Why does duplicate content appear on the web and how to workaround the problems with search engines?

The most reliable way to avoid such problems is to avoid the creation of duplicate content in the first place. And how to avoid content duplication in turn depends on the cause for this content duplication. There are several reasons for the existence of duplicate content on the web. Below is some specific advice for each case:

  • Submission of the same content to multiple web sites in order to reach more readers and drive more traffic to the original website. The more websites publish some article, the more readers are likely to read that content. If the article has a link to the original website, then increasing the number of readers will also lead to more people following that link in the end driving more visitors to the original website.
  • Submission of the same content to multiple websites in order to increase the search engine ranking of the original website. Most popular search engines like Google and Yahoo use the number of hypertext links pointing to some website as a measure of the website's popularity. If the submitted article has a link to the original website, then it will naturally lead to more incoming links and therefore to higher search engine ranking of the original website.

    Regardless of the exact reason for the submission of the website to multiple directories it is easy to fight the problem in this case since you can control the actual content that is being sent to these web directories. When registering your website with different directories send different descriptions to each directory. If it is unfeasible to create different website description for each web directory, then create 10-20 descriptions (the more the better) and choose randomly one when submitting your website to the web directories. This is not as good as using completely different descriptions for each directory, but still much better than using the same description everywhere.

  • Automatic aggregation of news sections and RSS feeds. If you have a news section or an RSS feed on your website, then it is possible that your website content is being aggregated and published on other websites even without your knowledge.

    This is a somewhat tricky issue - on the one hand you want your articles and news to be displayed on other websites, since this way these articles and news will reach much broader audience. On the other hand you do not want the duplicate pages to shadow your original web page. Probably the best solution in this case is to give the web spider or aggregator different content from the one that is displayed on your web page.

    Misconfigured web servers that allow access to the same website through different hostnames.
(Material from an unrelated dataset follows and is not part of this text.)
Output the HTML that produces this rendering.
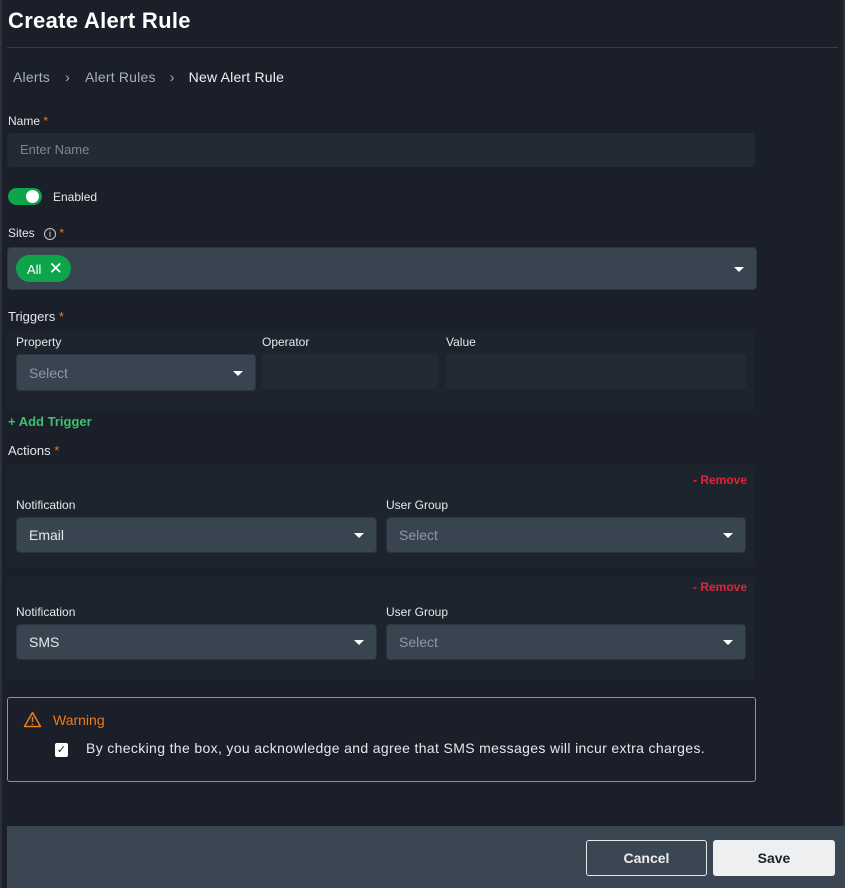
<!DOCTYPE html>
<html><head><meta charset="utf-8"><style>
*{box-sizing:border-box;margin:0;padding:0}
body{width:845px;height:888px;background:#1a1f29;font-family:"Liberation Sans",sans-serif;color:#e6e8eb;position:relative;overflow:hidden}
.a{position:absolute}
.lbl{font-size:12px;color:#e6e8eb}
.st{color:#f07c1a}
.panel{background:#1e242d}
.inp{background:#222a33;border-radius:4px}
.sel{background:#38444f;border:1px solid #2c343d;border-radius:4px;font-size:14px;padding-left:12px;display:flex;align-items:center}
.car{position:absolute;right:12px;top:50%;margin-top:-2px;width:0;height:0;border-left:5px solid transparent;border-right:5px solid transparent;border-top:5px solid #fff}
.ph{color:#8f98a2}
.rm{color:#e0243a;font-size:12px;font-weight:bold}
</style></head><body>
<div class="a" style="left:0;top:0;width:2px;height:888px;background:#2a313b"></div>
<div class="a" style="right:0;top:0;width:2px;height:888px;background:#2a313b"></div>
<div class="a" style="left:8px;top:8px;font-size:22px;font-weight:bold;color:#fff;letter-spacing:0.3px">Create Alert Rule</div>
<div class="a" style="left:7px;top:47px;width:831px;height:1px;background:#353d48"></div>
<div class="a" style="left:13px;top:69px;font-size:14px;color:#a9b0b8;letter-spacing:0.2px">Alerts<span style="display:inline-block;width:35px;text-align:center">›</span>Alert Rules<span style="display:inline-block;width:33px;text-align:center">›</span><span style="color:#eef0f2">New Alert Rule</span></div>
<div class="a lbl" style="left:8px;top:114px">Name <span class="st">*</span></div>
<div class="a inp" style="left:7px;top:133px;width:748px;height:34px;font-size:13px;padding:9px 13px;color:#7d8690">Enter Name</div>
<div class="a" style="left:8px;top:188px;width:34px;height:17px;background:#0ea44c;border-radius:9px"><div class="a" style="right:3px;top:2px;width:13px;height:13px;border-radius:50%;background:#fff"></div></div>
<div class="a lbl" style="left:53px;top:190px">Enabled</div>
<div class="a lbl" style="left:8px;top:226px">Sites <span style="display:inline-block;width:12px;height:12px;border:1px solid #ccc;border-radius:50%;font-size:9px;text-align:center;line-height:10px;margin-left:6px">i</span> <span class="st">*</span></div>
<div class="a sel" style="left:7px;top:247px;width:750px;height:43px;padding-left:8px"><div style="background:#0ea44c;border-radius:14px;height:27px;width:55px;color:#fff;font-size:13px;padding-left:11px;line-height:27px">All&nbsp; <span style="font-size:17px">✕</span></div><div class="car"></div></div>
<div class="a lbl" style="left:8px;top:309px;font-size:13px">Triggers <span class="st">*</span></div>
<div class="a panel" style="left:7px;top:331px;width:748px;height:80px"></div>
<div class="a lbl" style="left:16px;top:335px">Property</div>
<div class="a lbl" style="left:262px;top:335px">Operator</div>
<div class="a lbl" style="left:446px;top:335px">Value</div>
<div class="a sel" style="left:16px;top:354px;width:240px;height:37px"><span class="ph">Select</span><div class="car"></div></div>
<div class="a inp" style="left:262px;top:354px;width:176px;height:35px"></div>
<div class="a inp" style="left:446px;top:354px;width:300px;height:35px"></div>
<div class="a" style="left:8px;top:414px;font-size:13px;font-weight:bold;color:#3cc26c">+ Add Trigger</div>
<div class="a lbl" style="left:8px;top:443px;font-size:13px">Actions <span class="st">*</span></div>

<div class="a panel" style="left:7px;top:465px;width:748px;height:102px"></div>
<div class="a rm" style="left:693px;top:473px">- Remove</div>
<div class="a lbl" style="left:16px;top:498px">Notification</div>
<div class="a lbl" style="left:386px;top:498px">User Group</div>
<div class="a sel" style="left:16px;top:517px;width:361px;height:36px">Email<div class="car"></div></div>
<div class="a sel" style="left:386px;top:517px;width:360px;height:36px"><span class="ph">Select</span><div class="car"></div></div>

<div class="a panel" style="left:7px;top:577px;width:748px;height:103px"></div>
<div class="a rm" style="left:693px;top:580px">- Remove</div>
<div class="a lbl" style="left:16px;top:605px">Notification</div>
<div class="a lbl" style="left:386px;top:605px">User Group</div>
<div class="a sel" style="left:16px;top:624px;width:361px;height:36px">SMS<div class="car"></div></div>
<div class="a sel" style="left:386px;top:624px;width:360px;height:36px"><span class="ph">Select</span><div class="car"></div></div>

<div class="a" style="left:7px;top:697px;width:749px;height:85px;border:1px solid #e0821c;border-radius:3px"></div>
<svg class="a" style="left:23px;top:711px" width="19" height="17" viewBox="0 0 19 17"><path d="M9.5 1.5L1.5 15.5h16z" fill="none" stroke="#f07c1a" stroke-width="1.5" stroke-linejoin="round"/><path d="M9.5 6v5M9.5 12.5v1.3" stroke="#f07c1a" stroke-width="1.5"/></svg>
<div class="a" style="left:53px;top:712px;font-size:14px;color:#f07c1a">Warning</div>
<div class="a" style="left:55px;top:743px;width:13px;height:14px;background:#fff;border-radius:2px;color:#222;font-size:11px;text-align:center;line-height:14px">✓</div>
<div class="a" style="left:86px;top:740px;font-size:14px;color:#e6e8eb;letter-spacing:0.35px">By checking the box, you acknowledge and agree that SMS messages will incur extra charges.</div>

<div class="a" style="left:7px;top:826px;width:838px;height:62px;background:#3a4652"></div>
<div class="a" style="left:586px;top:840px;width:121px;height:36px;border:1px solid #e6e8eb;border-radius:3px;font-size:14px;font-weight:bold;text-align:center;line-height:34px;color:#eee">Cancel</div>
<div class="a" style="left:713px;top:840px;width:122px;height:36px;background:#eeeff1;border-radius:3px;font-size:14px;font-weight:bold;text-align:center;line-height:36px;color:#1a1f29">Save</div>
</body></html>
Most popular web servers allow website aliases, i.e. the website data can be served for one main hostname and for several other domains which are called "aliases". For example you can have your website displayed at http://www.your-host-name.com, but you will see the same website when you visit http://your-host-name.com or http://demo.your-host-name.com While this is quite convenient for the user that will be able to reach your website even if he does not remember the exact URL, this effectively leads to duplicate content, since from the search engine's point of view http://www.your-host-name.com and http://your-host-name.com are different websites.

    The standard solution in this case to use HTTP permanent redirects (301) in order to redirect visitors from the duplicate websites to the original one. Search engines are intelligent enough not to treat the redirecting sites as duplicates in this case.

    The way to implement such redirects varies for different web servers. For example in Apache (the world's most popular web server) this can be done using the mod_rewrite plugin.

  • Website load balancers that use multiple web servers working on different hostnames and different IP addresses. This is often the case when an organization wants to perform load balancing based on the visitor's geographical location. For example users that visit http://www.your-host-name.com from USA are redirected to http://us.your-host-name.com, visitors from Europe are redirected to http://eu.your-host-name.com. In this case the websites at http://us.your-host-name.com and to http://eu.your-host-name.com will have identical or nearly identical content.

    The only possible solution in this case not involving a complete reorganization of the load-balancing infrastructure is to actually display different data on the different hostnames. Usually this is not a real problem since usually this kind of load balancing is done in order to load-balance requests from clients located in different geographic regions. Since visitors from different geographic regions usually speak different languages, the content of the different websites can be written in different languages thus avoiding duplication of content.

  • Fake websites created specifically with the intention to divert traffic from the original site to these fake websites. Creation of fake websites that mirror the original content and divert searches from the original website to the fake ones is a well-known black-hat SEO technique. It is based on the fact that search engines are not able to determine with 100% accuracy which website is the original and which are the duplicate ones. As a result in some cases one of the fake pages is considered to be the original one and is displayed for all searches, while all the real page not displayed. Effectively this means that the fake page diverts searches (and hence visitors) from the real one.

    The optimal solution in this case is to contact the company that hosts the duplicate website and to ask it to take down the duplicate website since it violates your copyright.